Strings in Elixir

Strings in Elixir

Strings were one of the first things that I found confusing about elixir. I’ve worked professionally in a bunch of different languages: ruby, javascript, swift, python, scala, clojure, java. And for the most part strings work the same in each of them. I mistakenly assumed that strings are the same in Elixir - actually they’re not.

First, there is no String type in elixir. Stings don’t get their own type, but are represented using other builtin elixir/erlang types.

There are 2 different string representations in Elixir

  1. Binary
  2. Character lists

These two string representations in Elixir are quite different. You need to be cognisant of the string representation that you are using as this affects the operations that you can perform on the string and how you process it.

Strings as binaries

If you create a string using " the string is represented as a UTF-8 encoded binary. Most of the common operations you’ll want to do on strings are contained in the in the String module operate on the binary string representation.

This is generally the string representation you want to use.

Lets create a string and check its a binary

> s = "abc"
"abc"
> is_binary(s)
true

We can call any of the functions from the String module on this binary

 > String.capitalize(s)
"Abc"
> String.reverse(s)
"cba"
> String.split(s, "b")
["a", "c"]

We can’t use hd to get the first element of the string

> hd s
** (ArgumentError) errors were found at the given arguments:

  * 1st argument: not a nonempty list

    :erlang.hd("abc")

because this isn’t a list - its a binary.

> i s
Term
  "abc"
Data type
  BitString
Byte size
  3
Description
  This is a string: a UTF-8 encoded binary. It's printed surrounded by
  "double quotes" because all UTF-8 encoded code points in it are printable.
Raw representation
  <<97, 98, 99>>
Reference modules
  String, :binary
Implemented protocols
  Collectable, IEx.Info, Inspect, List.Chars, String.Chars

We can see here that the raw representation is <<97, 98, 99>> - i.e. its a binary with code points 97, 98, 99.

Since hd doesn’t work we can get the first element of the string using

> String.first(s)
"a"

We can get the integer representation of a character using

> ?a
97
> ?b
98
> ?c
99

We can check the code points in the string

> String.codepoints(s)
["a", "b", "c"]

And we can get a list of the integer codes of each character using

> String.to_charlist(s)
'abc'

Note here that we get back a single-quoted string.

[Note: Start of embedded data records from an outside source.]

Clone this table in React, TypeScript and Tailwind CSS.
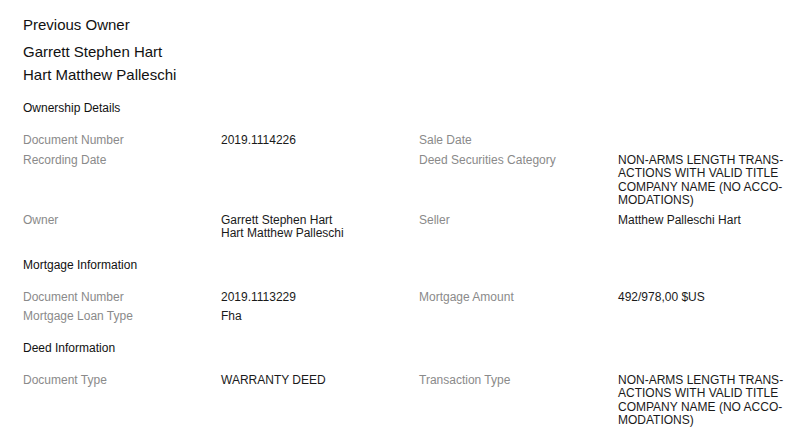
const rowCls = 'py-[3px] leading-[13.5px]';

function Label({ children }: { children?: React.ReactNode }) {
  return <div className={`${rowCls} text-[#8a8a8a]`}>{children}</div>;
}

function Value({ children }: { children?: React.ReactNode }) {
  return <div className={`${rowCls} text-[#1a1a1a]`}>{children}</div>;
}

function Heading({ children, top }: { children: React.ReactNode; top: string }) {
  return <h3 className={`${top} mb-[16px] text-[12px] leading-[14px] text-[#111]`}>{children}</h3>;
}

const longCategory = (
  <>
    NON-ARMS LENGTH TRANS-
    <br />
    ACTIONS WITH VALID TITLE
    <br />
    COMPANY NAME (NO ACCO-
    <br />
    MODATIONS)
  </>
);

export default function App() {
  return (
    <div
      className="w-[797px] h-[442px] overflow-hidden bg-white pl-[23px] pt-[13px] text-[12px]"
      style={{ fontFamily: '"Liberation Sans", Arial, sans-serif' }}
    >
      {/* Previous owner */}
      <div className="text-[15px] leading-[23px] text-[#111]">Previous Owner</div>
      <div className="mt-[4px] text-[15px] leading-[23px] text-[#111]">
        <div>Garrett Stephen Hart</div>
        <div>Hart Matthew Palleschi</div>
      </div>

      {/* Ownership details */}
      <Heading top="mt-[15px]">Ownership Details</Heading>
      <div className="grid grid-cols-[198px_198px_199px_1fr]">
        <Label>Document Number</Label>
        <Value>2019.1114226</Value>
        <Label>Sale Date</Label>
        <Value />

        <Label>Recording Date</Label>
        <Value />
        <Label>Deed Securities Category</Label>
        <Value>{longCategory}</Value>

        <Label>Owner</Label>
        <Value>
          Garrett Stephen Hart
          <br />
          Hart Matthew Palleschi
        </Value>
        <Label>Seller</Label>
        <Value>Matthew Palleschi Hart</Value>
      </div>

      {/* Mortgage */}
      <Heading top="mt-[14px]">Mortgage Information</Heading>
      <div className="grid grid-cols-[198px_198px_199px_1fr]">
        <Label>Document Number</Label>
        <Value>2019.1113229</Value>
        <Label>Mortgage Amount</Label>
        <Value>492/978,00 $US</Value>

        <Label>Mortgage Loan Type</Label>
        <Value>Fha</Value>
        <Label />
        <Value />
      </div>

      {/* Deed */}
      <Heading top="mt-[14px]">Deed Information</Heading>
      <div className="grid grid-cols-[198px_198px_199px_1fr]">
        <Label>Document Type</Label>
        <Value>WARRANTY DEED</Value>
        <Label>Transaction Type</Label>
        <Value>{longCategory}</Value>
      </div>
    </div>
  );
}
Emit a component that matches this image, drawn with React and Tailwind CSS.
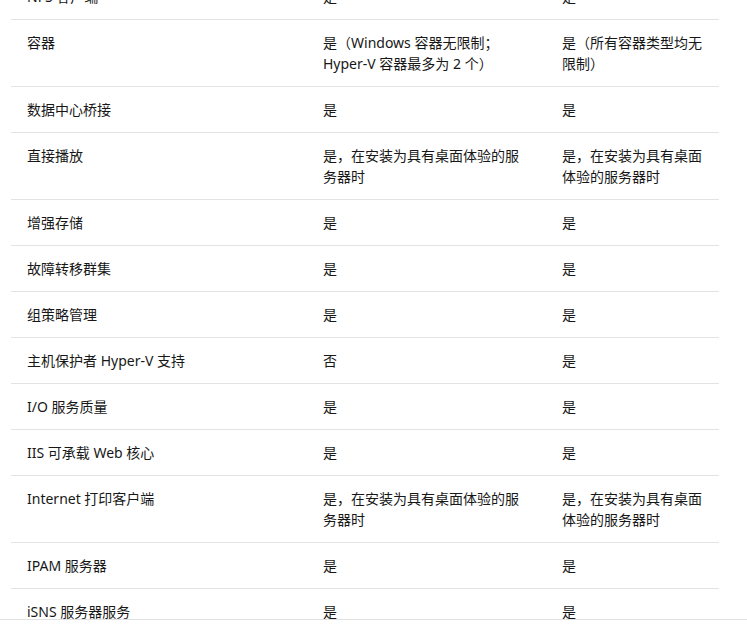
const rows = [
  ["NFS 客户端", "是", "是"],
  ["容器", "是（Windows 容器无限制；Hyper-V 容器最多为 2 个）", "是（所有容器类型均无限制）"],
  ["数据中心桥接", "是", "是"],
  ["直接播放", "是，在安装为具有桌面体验的服务器时", "是，在安装为具有桌面体验的服务器时"],
  ["增强存储", "是", "是"],
  ["故障转移群集", "是", "是"],
  ["组策略管理", "是", "是"],
  ["主机保护者 Hyper-V 支持", "否", "是"],
  ["I/O 服务质量", "是", "是"],
  ["IIS 可承载 Web 核心", "是", "是"],
  ["Internet 打印客户端", "是，在安装为具有桌面体验的服务器时", "是，在安装为具有桌面体验的服务器时"],
  ["IPAM 服务器", "是", "是"],
  ["iSNS 服务器服务", "是", "是"],
];

export default function App() {
  return (
    <div className="w-[747px] h-[629px] bg-white overflow-hidden">
      <div
        className="h-[620px] overflow-hidden border-b border-[#e1e1e1] text-[14px] leading-[21px] text-[#171717]"
        style={{ fontFamily: '"Noto Sans", "Noto Sans CJK SC", sans-serif' }}
      >
        <table className="-mt-[26px] ml-[11px] w-[708px] table-fixed border-collapse">
          <colgroup>
            <col className="w-[296px]" />
            <col className="w-[239px]" />
            <col className="w-[173px]" />
          </colgroup>
          <tbody>
            {rows.map((r, i) => (
              <tr key={i} className="border-b border-[#e3e3e3]">
                {r.map((c, j) => (
                  <td key={j} className="align-top pl-4 pr-4 py-3">
                    {c}
                  </td>
                ))}
              </tr>
            ))}
          </tbody>
        </table>
      </div>
    </div>
  );
}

Although this looks like a string it’s actually a character list.

We can call hd on it

> String.to_charlist(s) |> hd
97

And we can’t use it with a function that expects a binary string

> String.to_charlist(s) |> String.first
** (FunctionClauseError) no function clause matching in String.first/1

    The following arguments were given to String.first/1:

        # 1
        'abc'

    Attempted function clauses (showing 1 out of 1):

        def first(string) when is_binary(string)

    (elixir 1.12.3) lib/string.ex:1876: String.first/1

Strings as character lists

Strings can also be represented as lists of characters. This is where things can get confusing if you’re not expecting it. If you create a string with ' you’ll get a character list. This is a list of the individual character codes.

> l = 'abc'
'abc'
iex(41)> hd l
97
iex(42)> l
'abc'
iex(43)> i l
Term
  'abc'
Data type
  List
Description
  This is a list of integers that is printed as a sequence of characters
  delimited by single quotes because all the integers in it represent printable
  ASCII characters. Conventionally, a list of Unicode code points is known as a
  charlist and a list of ASCII characters is a subset of it.
Raw representation
  [97, 98, 99]
Reference modules
  List
Implemented protocols
  Collectable, Enumerable, IEx.Info, Inspect, List.Chars, String.Chars

So even though we see 'abc' in iex the underlying representation is list of character codes [97, 98, 99]. What’s happening is that when iex sees a list of integers, where each integer is a code for a printable character, then it prints the characters. If we were to add a non-printable character code to the list we would see the underlying integers.

> [123456 | l ]
[123456, 97, 98, 99]

So what if you’re actually working with a list of Integers?

Well elixir will always treat a list of Integers as a list of Integers. But iex may print it as a string, if all the integers are printable. This can be annoying.

You can disable this behaviour with

> IEx.configure(inspect: [charlists: :as_lists])
:ok
iex(51)> 'abc'
[97, 98, 99]

(You can add this to ~/.iex.exs if you always want to treat lists this way)

Converting between binary strings and charlists

As we saw above you’ll get an error if you try to pass a character list on a function that expects a binary string representation and vice-versa.

These are the 2 functions you need to convert between the two representations.

> List.to_string([97, 98, 99])
"abc"
> String.to_charlist("abc")
'abc' # or [97, 98, 99] depending on your iex config

Pattern match on strings

And finally its worth mentioning pattern matching on binary strings. You can use <> to pattern against a binary string.

"ab" <> final_char = "abc"